(Goal of the exercise):
The line containing "import React from" marks the end: extract everything from the first line of the data through that line, exactly, with no pictures.

(Available data):
_ _ _ _ _
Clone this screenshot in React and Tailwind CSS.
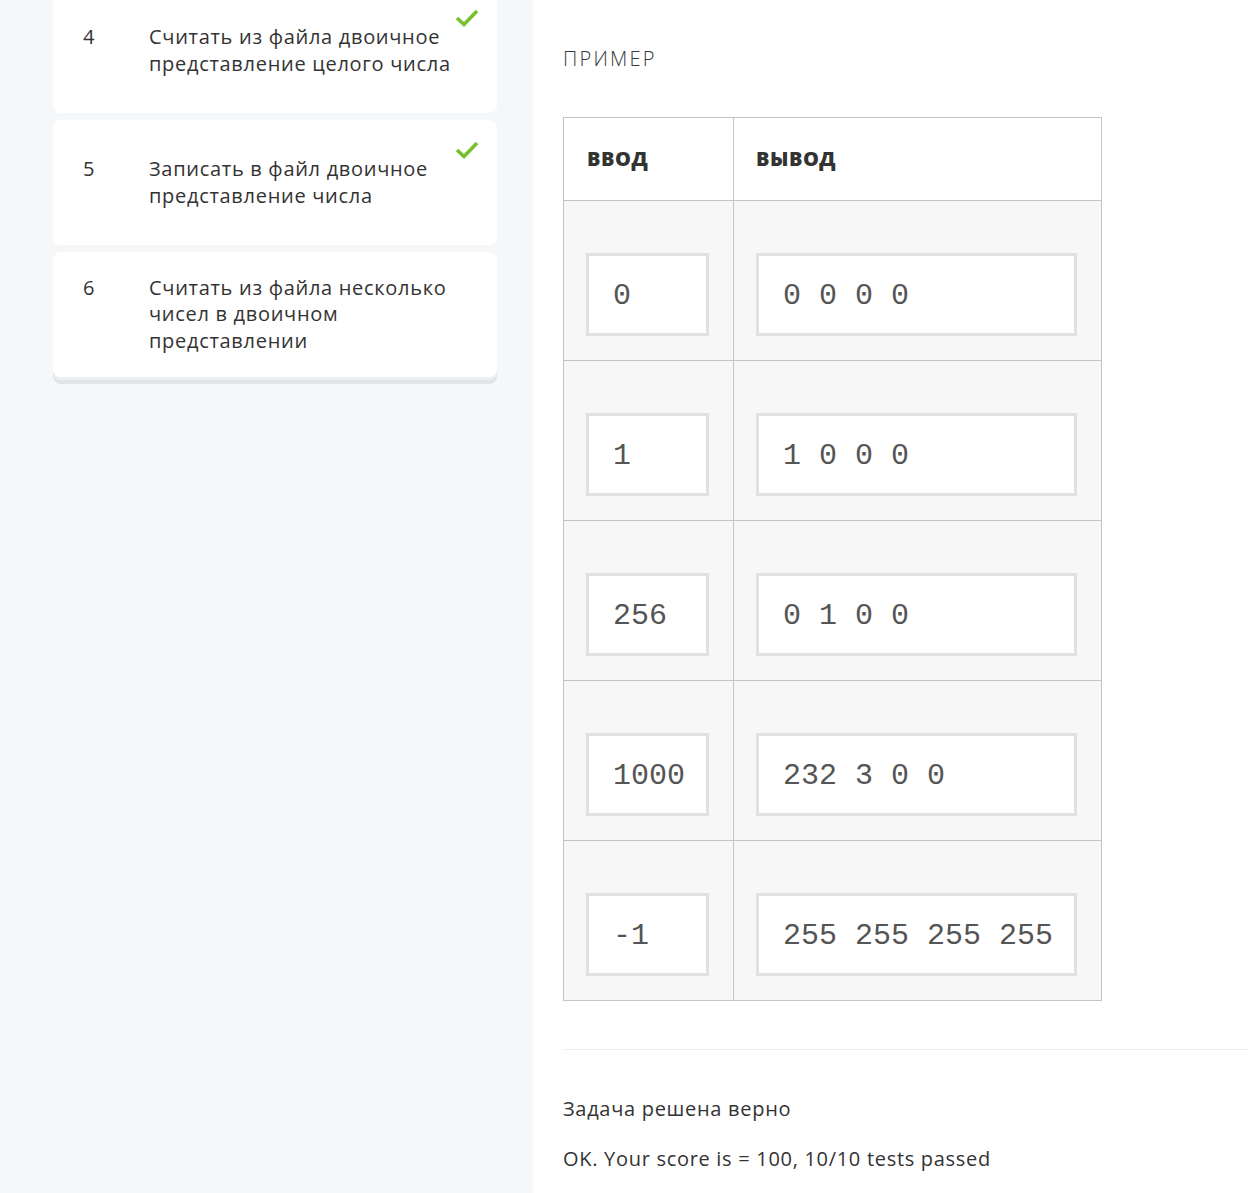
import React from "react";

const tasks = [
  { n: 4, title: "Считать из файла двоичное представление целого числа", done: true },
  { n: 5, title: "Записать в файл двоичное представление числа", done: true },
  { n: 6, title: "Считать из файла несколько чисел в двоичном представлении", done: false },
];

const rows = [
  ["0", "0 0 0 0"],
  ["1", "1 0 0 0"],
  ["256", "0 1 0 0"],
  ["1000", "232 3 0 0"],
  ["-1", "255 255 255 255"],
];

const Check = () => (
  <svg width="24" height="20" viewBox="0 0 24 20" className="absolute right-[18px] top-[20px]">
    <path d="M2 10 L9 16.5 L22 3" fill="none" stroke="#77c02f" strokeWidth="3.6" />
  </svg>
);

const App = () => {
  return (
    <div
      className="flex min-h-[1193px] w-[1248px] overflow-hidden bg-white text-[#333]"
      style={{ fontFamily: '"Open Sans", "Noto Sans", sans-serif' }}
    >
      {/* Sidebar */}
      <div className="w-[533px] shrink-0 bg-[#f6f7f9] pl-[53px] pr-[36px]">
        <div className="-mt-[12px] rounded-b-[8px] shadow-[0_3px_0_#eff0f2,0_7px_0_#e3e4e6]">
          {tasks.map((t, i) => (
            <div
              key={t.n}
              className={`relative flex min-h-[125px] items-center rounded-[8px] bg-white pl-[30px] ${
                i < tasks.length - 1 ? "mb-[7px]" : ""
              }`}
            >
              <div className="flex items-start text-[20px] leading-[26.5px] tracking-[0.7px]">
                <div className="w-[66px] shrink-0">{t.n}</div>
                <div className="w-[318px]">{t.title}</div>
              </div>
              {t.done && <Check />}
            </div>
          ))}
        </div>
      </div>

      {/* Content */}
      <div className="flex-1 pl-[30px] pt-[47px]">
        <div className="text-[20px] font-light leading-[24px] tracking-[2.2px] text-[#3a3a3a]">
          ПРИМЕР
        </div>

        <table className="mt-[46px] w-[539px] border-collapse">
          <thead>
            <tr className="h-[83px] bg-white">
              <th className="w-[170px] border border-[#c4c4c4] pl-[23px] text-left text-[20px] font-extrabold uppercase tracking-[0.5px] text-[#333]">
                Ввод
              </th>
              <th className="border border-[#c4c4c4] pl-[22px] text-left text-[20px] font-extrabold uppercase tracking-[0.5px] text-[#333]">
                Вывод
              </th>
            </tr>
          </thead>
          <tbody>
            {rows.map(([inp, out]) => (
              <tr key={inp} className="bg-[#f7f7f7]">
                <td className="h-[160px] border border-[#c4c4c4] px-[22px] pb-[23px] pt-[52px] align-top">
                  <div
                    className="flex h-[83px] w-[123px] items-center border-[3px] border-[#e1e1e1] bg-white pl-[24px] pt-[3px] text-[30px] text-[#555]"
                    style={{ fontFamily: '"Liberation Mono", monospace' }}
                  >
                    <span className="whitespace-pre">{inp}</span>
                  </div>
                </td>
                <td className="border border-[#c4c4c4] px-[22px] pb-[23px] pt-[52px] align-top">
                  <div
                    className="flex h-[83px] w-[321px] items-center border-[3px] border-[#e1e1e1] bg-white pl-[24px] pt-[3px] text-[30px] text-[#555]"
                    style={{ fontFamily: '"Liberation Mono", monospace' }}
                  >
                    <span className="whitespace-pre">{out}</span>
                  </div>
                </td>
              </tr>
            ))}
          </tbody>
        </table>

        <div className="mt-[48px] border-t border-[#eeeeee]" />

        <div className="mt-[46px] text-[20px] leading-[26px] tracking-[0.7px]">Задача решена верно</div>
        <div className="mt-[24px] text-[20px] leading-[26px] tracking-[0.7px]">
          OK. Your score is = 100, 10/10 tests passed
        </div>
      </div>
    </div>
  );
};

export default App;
_ _ _ _ _
(Response to the task):
Clone this screenshot in React and Tailwind CSS.
import React from "react";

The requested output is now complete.